The South African coronavirus situation and financial vulnerabilities only enhance the imperative for the SARB to do more to support companies and people, but it too increasingly has few if-any options available to it.
Above: USD/ZAR rate shown at daily intervals alongside 10-year U.S. government bond yield.
The latter is partly because 'real interest rates' are close to turning negative in South Africa, as they already are in the developed world, and if allowed to do so could be enough to dislodge the Rand from its recovery path.
That would lead to rising inflation and could quickly force the inflation-fighting SARB to reverse any interest rate cuts. Should t he SARB cut rates next Thursday the Rand could suffer as a result. Meanwhile, developments in the American bond market could yet force the SARB to raise its interest rate, as well as the financial and economic burden on South Africans because higher U.S. yields reduce the attractiveness of the Rand in the eyes of investors.

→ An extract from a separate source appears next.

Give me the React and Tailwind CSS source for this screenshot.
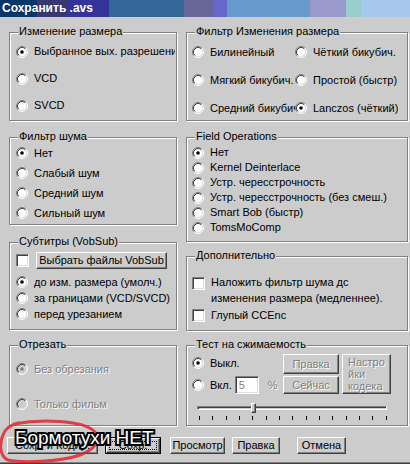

"We do not have the money, that is the simple truth,” says President Cyril Ramaphosa, according to a report from Business Day, when asked whether South Africans could expect another relief package like that provided in the first wave and like the one which is about to be negotiated by the U.S. Congress.
Meanwhile, the domestic coronavirus situation asks questions of whether South Africa's yields and interest rates are really high enough to compensate for the risks involved with holding the currency.
This is because weak public finances are threatening months, if-not years of delay before the country can get its hands on enough vaccines to achieve herd immunity and subsequently abandon restrictions on activity and social contact.
The base scenario held by Investec suggests USD/ZAR should remain below 16.0 this year but with upside risks, while Rand Merchant Bank forecasts USD/ZAR to trade between 14.50 and 16.50 in 2021.
"Advanced economies that have vaccines well in excess of their needs will likely pass them through the COVAX system, benefitting from increasing the spread of vaccination globally, and reaching herd immunity, globally, and so indirectly protecting their populations," Bishop says. "The African Union has reported over 270 million doses of COVID-19 vaccines have been secured for the continent’s population of over a billion, on top of another 600million, but with most vaccines requiring two doses, the continent needs around 2.6billion doses."
Above: US Dollar Index shown at daily intervals alongside 10-year U.S. government bond yield.